As the focus of attention narrows through this process the potential environmental impact of an action also becomes more focused, with more precise predictions of environmental effects becoming possible, Lima said. And the NEPA process, involving environmental reviews and the development of environmental impact statements at key points, assesses those potential environmental effects as part of BOEM’s overall decision making approach.

Opportunities for comment

Although there are numerous points within these processes at which the public may comment or raise concerns on what is proposed, the public comments have tended to become obscured in the depths of the process documentation, leading some people to wonder whether BOEM has taken account of issues raised, Lima said.

To overcome this problem, BOEM is implementing two new features on its website: a mapping tool and a tracking table, Lima said.

The mapping tool involves an interactive map portal, enabling members of the public to use the map system maintained by BOEM and the National Oceanic and Atmospheric Administration. Using the new public website portal, people will be able to document on maps subsistence information, wildlife locations and environmental data. People will be able to generate their own maps, perhaps suggesting areas where leasing may be beneficial or where leasing should be deferred, Lima said.

The new online tracking table, operating in parallel with the mapping facility, will document every environmental mitigation measure and every lease sale deferral suggested by the public. Information maintained in the table will enable the public to track each comment or suggestion, with people able to see how BOEM has responded to each idea.

Progress reports

As part of its revamped lease sale process, BOEM is also going to publish annual progress reports, containing sale statistics; information about newly enacted deferrals and mitigation measures; summaries of completed studies about sale areas; descriptions of significant new drilling activities; and accounts of any significant incidents that have occurred, Lima said.

Annual reports of this type are not new and have been produced throughout the history of the OCS lease sale program, Lima said. But previously the reports have been primarily published for internal agency consumption: Making the reports more public will help improve the overall transparency of the lease sale process, he said.

And one outcome of findings presented in an annual report could be changes to the lease sale plan. Although the secretary of the Interior will not necessarily make any plan changes, findings in the report could lead the secretary to delay, cancel or reduce the size of scheduled sales, Lima said.

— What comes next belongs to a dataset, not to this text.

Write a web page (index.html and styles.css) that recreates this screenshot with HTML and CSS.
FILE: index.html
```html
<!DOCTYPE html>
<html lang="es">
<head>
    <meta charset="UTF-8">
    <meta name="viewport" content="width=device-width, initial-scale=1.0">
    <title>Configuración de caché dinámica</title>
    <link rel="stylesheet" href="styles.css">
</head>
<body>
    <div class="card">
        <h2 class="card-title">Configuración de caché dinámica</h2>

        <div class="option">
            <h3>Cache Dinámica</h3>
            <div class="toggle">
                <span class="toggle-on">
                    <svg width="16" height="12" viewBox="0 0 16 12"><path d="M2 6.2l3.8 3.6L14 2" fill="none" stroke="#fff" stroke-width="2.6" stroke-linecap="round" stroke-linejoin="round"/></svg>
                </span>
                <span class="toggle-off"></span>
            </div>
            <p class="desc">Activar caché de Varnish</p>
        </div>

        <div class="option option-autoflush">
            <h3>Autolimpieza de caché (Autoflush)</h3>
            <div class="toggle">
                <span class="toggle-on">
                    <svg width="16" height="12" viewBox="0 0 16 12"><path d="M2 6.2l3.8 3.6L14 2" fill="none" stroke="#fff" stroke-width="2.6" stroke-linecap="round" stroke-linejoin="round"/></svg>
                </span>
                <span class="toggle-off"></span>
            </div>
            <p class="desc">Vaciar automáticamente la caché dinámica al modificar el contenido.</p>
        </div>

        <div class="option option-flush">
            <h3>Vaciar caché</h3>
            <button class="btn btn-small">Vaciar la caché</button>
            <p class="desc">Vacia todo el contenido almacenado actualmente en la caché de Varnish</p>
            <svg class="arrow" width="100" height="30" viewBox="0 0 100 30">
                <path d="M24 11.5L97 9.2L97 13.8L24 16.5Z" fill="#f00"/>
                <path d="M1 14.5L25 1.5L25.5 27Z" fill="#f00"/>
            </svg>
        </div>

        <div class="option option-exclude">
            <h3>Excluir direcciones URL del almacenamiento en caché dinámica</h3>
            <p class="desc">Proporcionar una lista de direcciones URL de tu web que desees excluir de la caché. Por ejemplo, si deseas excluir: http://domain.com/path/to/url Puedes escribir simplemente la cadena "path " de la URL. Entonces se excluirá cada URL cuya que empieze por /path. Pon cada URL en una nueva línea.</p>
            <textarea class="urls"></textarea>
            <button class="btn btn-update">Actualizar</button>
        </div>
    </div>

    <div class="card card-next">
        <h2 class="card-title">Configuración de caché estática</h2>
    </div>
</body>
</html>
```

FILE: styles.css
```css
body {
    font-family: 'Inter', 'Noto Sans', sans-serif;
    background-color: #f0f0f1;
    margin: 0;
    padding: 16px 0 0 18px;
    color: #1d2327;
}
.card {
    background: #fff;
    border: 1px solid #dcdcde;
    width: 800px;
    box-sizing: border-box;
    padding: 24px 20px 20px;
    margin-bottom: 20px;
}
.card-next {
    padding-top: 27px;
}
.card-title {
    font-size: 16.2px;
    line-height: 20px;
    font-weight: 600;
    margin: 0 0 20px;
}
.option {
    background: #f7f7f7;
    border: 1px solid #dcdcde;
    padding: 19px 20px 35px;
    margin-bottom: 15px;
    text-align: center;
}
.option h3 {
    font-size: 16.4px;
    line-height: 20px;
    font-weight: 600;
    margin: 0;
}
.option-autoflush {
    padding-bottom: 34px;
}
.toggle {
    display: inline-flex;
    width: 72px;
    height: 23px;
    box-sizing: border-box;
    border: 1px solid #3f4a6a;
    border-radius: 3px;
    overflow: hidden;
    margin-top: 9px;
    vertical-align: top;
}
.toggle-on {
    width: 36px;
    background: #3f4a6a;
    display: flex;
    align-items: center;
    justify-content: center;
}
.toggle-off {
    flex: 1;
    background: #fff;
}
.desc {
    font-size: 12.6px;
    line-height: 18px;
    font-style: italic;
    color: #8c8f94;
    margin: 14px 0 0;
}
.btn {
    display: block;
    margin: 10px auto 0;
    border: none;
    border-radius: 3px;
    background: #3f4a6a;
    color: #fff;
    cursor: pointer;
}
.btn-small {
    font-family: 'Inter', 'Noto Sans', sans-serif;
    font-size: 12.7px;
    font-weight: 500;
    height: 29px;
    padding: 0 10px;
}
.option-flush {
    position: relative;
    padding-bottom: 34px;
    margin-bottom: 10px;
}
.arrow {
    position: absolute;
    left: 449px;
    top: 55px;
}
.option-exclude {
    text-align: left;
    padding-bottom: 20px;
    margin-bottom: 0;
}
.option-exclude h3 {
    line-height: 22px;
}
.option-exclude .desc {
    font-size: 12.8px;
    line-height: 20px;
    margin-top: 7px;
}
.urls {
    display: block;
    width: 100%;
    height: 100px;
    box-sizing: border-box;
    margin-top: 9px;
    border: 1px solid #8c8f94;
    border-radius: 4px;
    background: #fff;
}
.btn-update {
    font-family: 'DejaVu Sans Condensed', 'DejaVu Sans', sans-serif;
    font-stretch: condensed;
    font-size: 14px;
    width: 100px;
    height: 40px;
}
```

The OCS pyramid: Is there a better way?

The process that the Department of the Interior uses for managing oil and gas leases on the U.S. outer continental shelf has been likened to a pyramid: The leasing process starts at the very broad level of a five-year lease sale program, becomes more specific and focused as it homes in on specific lease sales, and then narrows down on specific tracts of land as companies submit exploration and development plans for leased acreage.

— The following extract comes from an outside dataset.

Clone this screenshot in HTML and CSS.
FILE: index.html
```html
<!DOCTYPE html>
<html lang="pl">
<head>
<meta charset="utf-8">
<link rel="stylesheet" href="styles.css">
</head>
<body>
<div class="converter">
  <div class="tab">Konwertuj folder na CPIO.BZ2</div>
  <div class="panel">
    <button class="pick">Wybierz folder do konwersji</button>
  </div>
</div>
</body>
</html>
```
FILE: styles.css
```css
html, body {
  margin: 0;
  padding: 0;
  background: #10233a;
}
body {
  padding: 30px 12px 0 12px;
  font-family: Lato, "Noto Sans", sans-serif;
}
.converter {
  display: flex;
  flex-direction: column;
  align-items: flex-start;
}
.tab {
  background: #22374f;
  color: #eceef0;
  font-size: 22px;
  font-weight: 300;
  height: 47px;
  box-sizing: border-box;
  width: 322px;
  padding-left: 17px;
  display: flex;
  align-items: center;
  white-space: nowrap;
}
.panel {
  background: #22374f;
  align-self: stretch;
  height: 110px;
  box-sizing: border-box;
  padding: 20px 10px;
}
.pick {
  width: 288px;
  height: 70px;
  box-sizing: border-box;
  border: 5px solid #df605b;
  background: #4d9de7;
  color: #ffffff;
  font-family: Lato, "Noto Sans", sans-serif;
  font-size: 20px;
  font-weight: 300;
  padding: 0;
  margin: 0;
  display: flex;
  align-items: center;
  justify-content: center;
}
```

Interior conducts an environmental review at each stage of the process, assessing environmental risks and determining what mitigation measures may be necessary for the environmental protection of areas where industrial activities will take place. And the theory behind the process assumes that, as those impacted areas become increasingly tightly specified, the environmental issues will become increasingly clear, thus enabling increasingly specific environmental protection measures to be mandated as the process moved down the pyramid from the lease sale program to eventual development drilling.

Lengthy delays

But, as Shell has discovered to its cost, this apparently simple process can lead to delays of multiple years in progressing towards oil field discovery and development, after a company has sunk substantial sums of money in purchasing leases and taking steps to explore those leases. Not only does Interior’s process itself take several years to navigate, but each step in the process can be subject to legal challenge, thus directing the process through the multiple layers and lengthy convolutions of the U.S. appeals system.

Two speakers at Law Seminars Internationals’ Energy in Alaska conference in December commented on the issues that Interior’s OCS leasing process raises.

Bradford Keithley, partner in the oil and gas practice of Perkins Coie LLP, told the conference that Interior’s process creates substantial risk and uncertainty for companies wanting to find and develop offshore oil and gas.

Norway comparison

Saying that companies from overseas sometimes find the U.S. OCS leasing process “strange and cumbersome,” Keithley compared Interior’s process with the process that Norway uses for offshore leasing. Norway does most of the environmental analysis up front, so that by the time a company obtains a lease to work on the continental shelf, there is substantial confidence that exploration and development activities can proceed quickly, with little risk of significant delay.

“In Norway it takes a long time to get to leasing, because there is a process of consultation with local communities, to ensure that there is consistency between the desires of the local communities and the development of oil resources,” Keithley said. “All of that is done before leasing.”

Environmental perspective

Peter Van Tuyn, an attorney with Bessenyey and Van Tuyn who has represented conservation groups, Native Alaska groups and others in court cases relating to the regulation of the Alaska oil and gas industry, told the conference that the uncertainties inherent in Interior’s process cause problems for environmental groups, triggering a need for legal challenges to Interior decisions.

Using a double entendre referencing the company at center of controversies over Arctic OCS drilling, Van Tuyn said that Interior’s process encourages a “shell game,” in which the ball of difficult environmental decisions tends to be punted from one process stage to the next without resolution.

“This system sets up a punt process, a shell game if you will, where you are hiding the ball until later stages, and that does create opportunity … and urgency to challenge decisions, because we’re flying blind,” Van Tuyn said. “We’re making decisions without understanding their potential environmental impacts, and that’s why you see that kind of controversy that happens here in the U.S.”

Van Tuyn said that Interior’s intentions of holding focused OCS leases sales in specific parts of a planning area, to impose seasonal restrictions on Arctic operations and to develop Arctic-specific standards will help address concerns with the current leasing process.